▶ _WHAT IS NEEDED_:
Extract every line that contains the string "this".

(Items from a data source)
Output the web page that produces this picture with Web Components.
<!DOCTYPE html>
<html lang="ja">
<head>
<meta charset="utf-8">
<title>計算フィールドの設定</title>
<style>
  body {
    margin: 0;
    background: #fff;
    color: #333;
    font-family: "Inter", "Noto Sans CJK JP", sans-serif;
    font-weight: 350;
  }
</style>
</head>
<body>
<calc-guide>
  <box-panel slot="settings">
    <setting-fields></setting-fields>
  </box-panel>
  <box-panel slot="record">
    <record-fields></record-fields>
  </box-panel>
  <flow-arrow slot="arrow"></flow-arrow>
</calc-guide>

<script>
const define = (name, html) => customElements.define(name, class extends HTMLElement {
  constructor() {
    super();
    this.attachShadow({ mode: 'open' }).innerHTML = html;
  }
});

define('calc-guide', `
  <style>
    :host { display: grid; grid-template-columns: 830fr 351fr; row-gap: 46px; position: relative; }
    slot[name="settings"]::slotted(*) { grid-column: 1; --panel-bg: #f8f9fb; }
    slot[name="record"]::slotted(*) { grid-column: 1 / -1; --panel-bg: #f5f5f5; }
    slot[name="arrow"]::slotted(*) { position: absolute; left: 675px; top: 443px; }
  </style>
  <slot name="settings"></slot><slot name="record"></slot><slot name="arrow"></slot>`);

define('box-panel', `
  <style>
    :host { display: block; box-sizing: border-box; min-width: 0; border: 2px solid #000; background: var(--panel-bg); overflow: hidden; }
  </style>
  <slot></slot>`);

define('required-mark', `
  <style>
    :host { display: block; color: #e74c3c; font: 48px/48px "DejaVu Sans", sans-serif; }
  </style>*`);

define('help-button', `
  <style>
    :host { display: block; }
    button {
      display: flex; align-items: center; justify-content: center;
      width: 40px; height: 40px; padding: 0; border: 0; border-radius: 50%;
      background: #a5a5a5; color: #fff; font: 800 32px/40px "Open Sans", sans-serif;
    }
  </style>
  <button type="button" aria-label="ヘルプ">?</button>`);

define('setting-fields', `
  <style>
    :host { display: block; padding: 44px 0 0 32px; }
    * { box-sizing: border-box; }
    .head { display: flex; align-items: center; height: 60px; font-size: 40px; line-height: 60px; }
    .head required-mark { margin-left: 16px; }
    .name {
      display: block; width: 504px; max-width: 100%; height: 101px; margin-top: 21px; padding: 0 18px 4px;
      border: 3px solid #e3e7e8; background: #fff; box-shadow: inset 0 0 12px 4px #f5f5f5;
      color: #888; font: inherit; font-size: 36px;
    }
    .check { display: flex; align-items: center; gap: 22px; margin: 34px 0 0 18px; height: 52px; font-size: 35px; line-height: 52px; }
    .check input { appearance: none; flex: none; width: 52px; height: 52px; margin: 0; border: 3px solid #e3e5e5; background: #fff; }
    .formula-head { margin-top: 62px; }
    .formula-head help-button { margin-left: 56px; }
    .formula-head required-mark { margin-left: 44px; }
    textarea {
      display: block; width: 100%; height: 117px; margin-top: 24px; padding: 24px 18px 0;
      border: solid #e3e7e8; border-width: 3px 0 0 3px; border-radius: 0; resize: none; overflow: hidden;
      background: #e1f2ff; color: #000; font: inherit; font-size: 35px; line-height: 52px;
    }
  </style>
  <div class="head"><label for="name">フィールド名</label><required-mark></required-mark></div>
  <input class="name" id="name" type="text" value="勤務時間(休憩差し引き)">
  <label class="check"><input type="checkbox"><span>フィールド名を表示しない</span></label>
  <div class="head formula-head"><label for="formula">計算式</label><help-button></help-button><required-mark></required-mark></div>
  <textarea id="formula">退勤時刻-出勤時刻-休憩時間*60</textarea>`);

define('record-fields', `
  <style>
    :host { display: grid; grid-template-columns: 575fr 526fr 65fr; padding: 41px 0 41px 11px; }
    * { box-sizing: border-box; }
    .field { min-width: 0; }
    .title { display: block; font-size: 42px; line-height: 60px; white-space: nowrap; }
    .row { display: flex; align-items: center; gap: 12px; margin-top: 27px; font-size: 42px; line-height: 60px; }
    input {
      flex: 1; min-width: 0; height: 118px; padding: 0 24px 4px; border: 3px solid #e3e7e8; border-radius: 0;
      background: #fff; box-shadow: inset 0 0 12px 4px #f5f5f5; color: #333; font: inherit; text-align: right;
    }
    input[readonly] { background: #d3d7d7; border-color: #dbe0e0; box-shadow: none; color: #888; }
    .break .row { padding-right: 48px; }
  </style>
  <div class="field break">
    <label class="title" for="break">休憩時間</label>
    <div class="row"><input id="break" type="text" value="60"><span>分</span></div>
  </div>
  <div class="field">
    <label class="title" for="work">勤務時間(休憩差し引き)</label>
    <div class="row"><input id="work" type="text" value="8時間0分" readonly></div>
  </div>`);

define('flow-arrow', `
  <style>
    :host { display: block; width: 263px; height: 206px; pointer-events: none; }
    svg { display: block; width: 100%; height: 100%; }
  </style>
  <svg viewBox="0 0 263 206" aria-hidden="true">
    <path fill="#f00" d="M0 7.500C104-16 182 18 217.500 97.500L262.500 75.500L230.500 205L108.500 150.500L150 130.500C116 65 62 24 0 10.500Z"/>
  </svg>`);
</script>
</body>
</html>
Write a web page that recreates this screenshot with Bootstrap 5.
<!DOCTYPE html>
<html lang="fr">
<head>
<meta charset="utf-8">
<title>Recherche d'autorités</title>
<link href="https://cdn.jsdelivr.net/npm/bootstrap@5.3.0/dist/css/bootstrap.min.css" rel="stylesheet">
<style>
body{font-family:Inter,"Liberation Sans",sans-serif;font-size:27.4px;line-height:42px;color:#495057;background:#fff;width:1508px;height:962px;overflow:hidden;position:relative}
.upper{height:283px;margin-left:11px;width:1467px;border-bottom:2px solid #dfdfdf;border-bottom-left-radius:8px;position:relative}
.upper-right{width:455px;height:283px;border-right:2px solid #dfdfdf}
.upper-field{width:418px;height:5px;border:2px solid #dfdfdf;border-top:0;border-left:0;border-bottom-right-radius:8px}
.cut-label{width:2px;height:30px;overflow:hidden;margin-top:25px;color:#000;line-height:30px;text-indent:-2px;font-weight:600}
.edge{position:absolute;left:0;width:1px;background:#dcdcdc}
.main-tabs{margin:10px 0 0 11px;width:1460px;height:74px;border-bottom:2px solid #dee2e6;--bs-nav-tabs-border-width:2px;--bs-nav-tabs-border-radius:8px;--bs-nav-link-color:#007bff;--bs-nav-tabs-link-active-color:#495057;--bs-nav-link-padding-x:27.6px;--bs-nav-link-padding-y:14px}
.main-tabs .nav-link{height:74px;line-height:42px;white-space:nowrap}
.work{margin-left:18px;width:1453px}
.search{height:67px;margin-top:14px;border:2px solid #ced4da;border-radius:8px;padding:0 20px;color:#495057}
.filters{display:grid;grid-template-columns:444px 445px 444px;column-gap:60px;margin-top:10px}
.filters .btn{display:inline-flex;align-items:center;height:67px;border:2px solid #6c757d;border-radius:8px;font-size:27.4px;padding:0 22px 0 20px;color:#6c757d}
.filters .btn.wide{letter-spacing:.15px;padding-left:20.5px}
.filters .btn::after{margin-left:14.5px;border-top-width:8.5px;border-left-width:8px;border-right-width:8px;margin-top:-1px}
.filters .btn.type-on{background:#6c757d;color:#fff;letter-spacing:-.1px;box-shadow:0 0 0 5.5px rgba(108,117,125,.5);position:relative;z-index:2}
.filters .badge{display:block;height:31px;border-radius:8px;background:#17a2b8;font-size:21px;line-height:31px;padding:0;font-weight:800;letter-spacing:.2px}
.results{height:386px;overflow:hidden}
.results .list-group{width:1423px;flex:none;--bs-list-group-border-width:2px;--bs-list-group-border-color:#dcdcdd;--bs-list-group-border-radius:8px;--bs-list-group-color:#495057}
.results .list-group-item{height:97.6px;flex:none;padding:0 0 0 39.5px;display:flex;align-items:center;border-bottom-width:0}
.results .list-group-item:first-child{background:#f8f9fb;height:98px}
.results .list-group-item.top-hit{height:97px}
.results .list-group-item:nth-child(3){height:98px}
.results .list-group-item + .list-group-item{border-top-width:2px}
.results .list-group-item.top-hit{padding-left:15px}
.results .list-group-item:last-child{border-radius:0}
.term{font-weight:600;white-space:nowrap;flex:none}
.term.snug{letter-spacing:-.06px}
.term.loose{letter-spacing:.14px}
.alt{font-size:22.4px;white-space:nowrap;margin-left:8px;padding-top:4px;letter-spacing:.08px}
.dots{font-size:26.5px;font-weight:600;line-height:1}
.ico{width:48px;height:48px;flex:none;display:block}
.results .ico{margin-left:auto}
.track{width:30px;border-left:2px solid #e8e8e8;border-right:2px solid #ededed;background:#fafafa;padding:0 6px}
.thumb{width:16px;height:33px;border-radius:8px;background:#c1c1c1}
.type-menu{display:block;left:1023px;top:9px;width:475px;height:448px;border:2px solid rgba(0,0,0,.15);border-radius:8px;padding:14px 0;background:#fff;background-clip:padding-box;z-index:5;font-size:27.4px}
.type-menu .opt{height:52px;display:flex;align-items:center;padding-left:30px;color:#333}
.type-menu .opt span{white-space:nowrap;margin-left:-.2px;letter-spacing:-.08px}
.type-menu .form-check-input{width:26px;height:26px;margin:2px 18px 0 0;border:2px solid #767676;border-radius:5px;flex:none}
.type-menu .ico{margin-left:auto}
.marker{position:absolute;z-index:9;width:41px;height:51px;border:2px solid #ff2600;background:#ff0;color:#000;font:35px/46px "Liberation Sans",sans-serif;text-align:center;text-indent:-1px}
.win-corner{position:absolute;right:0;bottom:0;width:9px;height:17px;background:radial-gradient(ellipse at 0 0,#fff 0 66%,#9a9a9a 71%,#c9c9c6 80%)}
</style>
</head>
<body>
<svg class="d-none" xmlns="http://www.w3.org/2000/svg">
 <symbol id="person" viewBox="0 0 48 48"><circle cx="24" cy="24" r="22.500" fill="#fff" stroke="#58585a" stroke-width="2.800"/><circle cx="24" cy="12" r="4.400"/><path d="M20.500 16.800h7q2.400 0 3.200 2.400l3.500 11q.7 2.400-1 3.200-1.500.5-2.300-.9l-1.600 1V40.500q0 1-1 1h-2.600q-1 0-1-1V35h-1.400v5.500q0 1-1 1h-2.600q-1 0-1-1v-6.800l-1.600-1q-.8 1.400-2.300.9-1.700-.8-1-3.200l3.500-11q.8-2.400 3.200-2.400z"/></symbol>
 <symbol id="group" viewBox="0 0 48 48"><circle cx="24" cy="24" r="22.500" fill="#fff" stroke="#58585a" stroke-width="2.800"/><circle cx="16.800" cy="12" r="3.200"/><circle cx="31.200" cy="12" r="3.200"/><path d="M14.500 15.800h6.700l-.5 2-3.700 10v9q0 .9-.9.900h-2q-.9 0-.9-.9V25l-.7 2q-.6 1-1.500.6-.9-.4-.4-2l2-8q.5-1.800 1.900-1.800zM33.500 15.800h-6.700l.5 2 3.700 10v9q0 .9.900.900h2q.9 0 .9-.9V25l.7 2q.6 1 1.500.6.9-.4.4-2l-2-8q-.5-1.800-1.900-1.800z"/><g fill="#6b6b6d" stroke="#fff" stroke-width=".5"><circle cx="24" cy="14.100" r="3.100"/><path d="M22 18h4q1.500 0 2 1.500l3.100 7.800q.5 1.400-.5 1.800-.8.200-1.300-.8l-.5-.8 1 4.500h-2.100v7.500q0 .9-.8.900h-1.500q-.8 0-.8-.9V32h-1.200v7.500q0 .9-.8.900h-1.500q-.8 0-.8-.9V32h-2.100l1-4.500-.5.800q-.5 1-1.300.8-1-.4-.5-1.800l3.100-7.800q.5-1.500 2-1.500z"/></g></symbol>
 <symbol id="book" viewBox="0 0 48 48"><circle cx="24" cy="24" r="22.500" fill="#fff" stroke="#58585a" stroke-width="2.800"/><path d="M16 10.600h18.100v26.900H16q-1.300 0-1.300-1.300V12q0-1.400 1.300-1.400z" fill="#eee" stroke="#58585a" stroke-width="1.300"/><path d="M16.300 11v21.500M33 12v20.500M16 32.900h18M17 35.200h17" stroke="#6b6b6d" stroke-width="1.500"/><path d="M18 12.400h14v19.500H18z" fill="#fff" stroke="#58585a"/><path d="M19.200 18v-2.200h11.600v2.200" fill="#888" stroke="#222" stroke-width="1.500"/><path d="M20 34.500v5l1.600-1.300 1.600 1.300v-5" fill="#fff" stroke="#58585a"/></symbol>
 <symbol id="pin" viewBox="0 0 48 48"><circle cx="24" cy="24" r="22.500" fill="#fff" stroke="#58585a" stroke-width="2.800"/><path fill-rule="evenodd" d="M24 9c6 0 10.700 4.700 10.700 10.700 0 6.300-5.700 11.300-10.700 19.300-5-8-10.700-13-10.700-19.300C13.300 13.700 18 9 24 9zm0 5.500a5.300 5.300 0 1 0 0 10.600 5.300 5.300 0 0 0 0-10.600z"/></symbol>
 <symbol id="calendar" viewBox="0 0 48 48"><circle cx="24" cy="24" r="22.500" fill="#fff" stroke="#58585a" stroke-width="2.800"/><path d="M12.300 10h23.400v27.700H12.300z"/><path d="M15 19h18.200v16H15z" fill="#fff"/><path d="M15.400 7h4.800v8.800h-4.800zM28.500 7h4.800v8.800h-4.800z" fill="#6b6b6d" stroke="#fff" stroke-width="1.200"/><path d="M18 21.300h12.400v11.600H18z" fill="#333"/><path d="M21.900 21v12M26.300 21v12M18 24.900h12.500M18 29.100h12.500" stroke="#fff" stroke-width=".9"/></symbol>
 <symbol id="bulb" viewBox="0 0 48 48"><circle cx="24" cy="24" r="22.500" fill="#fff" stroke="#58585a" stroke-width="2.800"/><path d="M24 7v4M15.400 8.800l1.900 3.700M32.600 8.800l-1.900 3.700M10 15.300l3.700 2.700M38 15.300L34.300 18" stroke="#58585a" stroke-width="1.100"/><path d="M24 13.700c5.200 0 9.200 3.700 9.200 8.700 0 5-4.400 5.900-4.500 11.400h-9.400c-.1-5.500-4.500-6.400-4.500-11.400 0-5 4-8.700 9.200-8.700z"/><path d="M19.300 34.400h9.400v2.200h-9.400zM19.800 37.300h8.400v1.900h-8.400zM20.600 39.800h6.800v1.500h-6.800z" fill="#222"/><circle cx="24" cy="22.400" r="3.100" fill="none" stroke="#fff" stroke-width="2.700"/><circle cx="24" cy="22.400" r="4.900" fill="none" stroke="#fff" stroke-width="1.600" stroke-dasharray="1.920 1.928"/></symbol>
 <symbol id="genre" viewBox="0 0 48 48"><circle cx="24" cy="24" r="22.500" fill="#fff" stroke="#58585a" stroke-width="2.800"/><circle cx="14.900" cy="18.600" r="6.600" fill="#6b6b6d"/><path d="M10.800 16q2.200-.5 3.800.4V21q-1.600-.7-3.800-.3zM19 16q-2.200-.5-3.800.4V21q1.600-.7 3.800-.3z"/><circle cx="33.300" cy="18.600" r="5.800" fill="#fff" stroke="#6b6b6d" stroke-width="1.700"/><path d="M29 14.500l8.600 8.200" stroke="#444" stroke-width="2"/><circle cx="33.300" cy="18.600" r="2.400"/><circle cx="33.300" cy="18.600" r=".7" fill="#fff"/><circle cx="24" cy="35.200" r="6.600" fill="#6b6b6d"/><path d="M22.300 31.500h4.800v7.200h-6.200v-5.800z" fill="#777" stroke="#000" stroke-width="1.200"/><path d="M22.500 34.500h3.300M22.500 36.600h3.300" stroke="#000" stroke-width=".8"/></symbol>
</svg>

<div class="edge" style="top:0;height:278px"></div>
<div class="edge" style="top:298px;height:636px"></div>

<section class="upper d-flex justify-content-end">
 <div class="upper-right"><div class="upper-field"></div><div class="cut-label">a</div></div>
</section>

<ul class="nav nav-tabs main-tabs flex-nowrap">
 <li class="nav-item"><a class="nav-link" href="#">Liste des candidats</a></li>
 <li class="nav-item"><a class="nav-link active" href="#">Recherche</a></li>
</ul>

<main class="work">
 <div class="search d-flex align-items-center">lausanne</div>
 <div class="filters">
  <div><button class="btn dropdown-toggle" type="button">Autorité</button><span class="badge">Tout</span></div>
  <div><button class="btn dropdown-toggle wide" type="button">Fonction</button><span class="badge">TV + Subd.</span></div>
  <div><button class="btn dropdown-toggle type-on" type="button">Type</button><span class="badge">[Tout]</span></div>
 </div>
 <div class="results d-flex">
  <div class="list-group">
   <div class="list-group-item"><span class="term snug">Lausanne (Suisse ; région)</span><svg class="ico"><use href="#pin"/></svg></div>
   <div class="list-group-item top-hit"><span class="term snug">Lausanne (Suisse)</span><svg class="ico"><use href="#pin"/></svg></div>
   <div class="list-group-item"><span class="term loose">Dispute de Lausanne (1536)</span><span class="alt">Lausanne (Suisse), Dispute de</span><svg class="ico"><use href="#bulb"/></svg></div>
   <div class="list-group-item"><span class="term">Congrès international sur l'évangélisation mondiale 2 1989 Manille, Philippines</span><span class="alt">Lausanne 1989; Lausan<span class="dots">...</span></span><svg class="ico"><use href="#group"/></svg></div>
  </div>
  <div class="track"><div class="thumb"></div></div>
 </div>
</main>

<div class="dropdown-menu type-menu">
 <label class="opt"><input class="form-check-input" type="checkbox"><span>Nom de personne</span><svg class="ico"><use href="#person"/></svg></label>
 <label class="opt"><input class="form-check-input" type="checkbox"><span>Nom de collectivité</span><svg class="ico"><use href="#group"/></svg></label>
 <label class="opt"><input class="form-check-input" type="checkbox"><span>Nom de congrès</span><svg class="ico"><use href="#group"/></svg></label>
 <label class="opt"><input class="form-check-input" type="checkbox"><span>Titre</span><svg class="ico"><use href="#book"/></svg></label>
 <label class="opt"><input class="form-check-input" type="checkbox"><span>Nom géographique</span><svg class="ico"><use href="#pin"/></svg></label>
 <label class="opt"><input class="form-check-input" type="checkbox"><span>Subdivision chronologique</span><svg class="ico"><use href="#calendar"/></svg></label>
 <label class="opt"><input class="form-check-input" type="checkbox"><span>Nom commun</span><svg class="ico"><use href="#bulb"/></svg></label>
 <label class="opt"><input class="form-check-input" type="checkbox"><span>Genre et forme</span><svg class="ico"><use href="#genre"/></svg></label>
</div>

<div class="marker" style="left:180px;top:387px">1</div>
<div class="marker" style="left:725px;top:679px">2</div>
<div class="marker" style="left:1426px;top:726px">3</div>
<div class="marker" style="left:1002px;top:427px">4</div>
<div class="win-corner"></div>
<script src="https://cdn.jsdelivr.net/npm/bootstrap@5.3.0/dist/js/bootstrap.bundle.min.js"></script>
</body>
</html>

▶ _SOLUTION BELOW_:
Output the web page that produces this picture with Web Components.
    this.attachShadow({ mode: 'open' }).innerHTML = html;
Write a web page that recreates this screenshot with Bootstrap 5.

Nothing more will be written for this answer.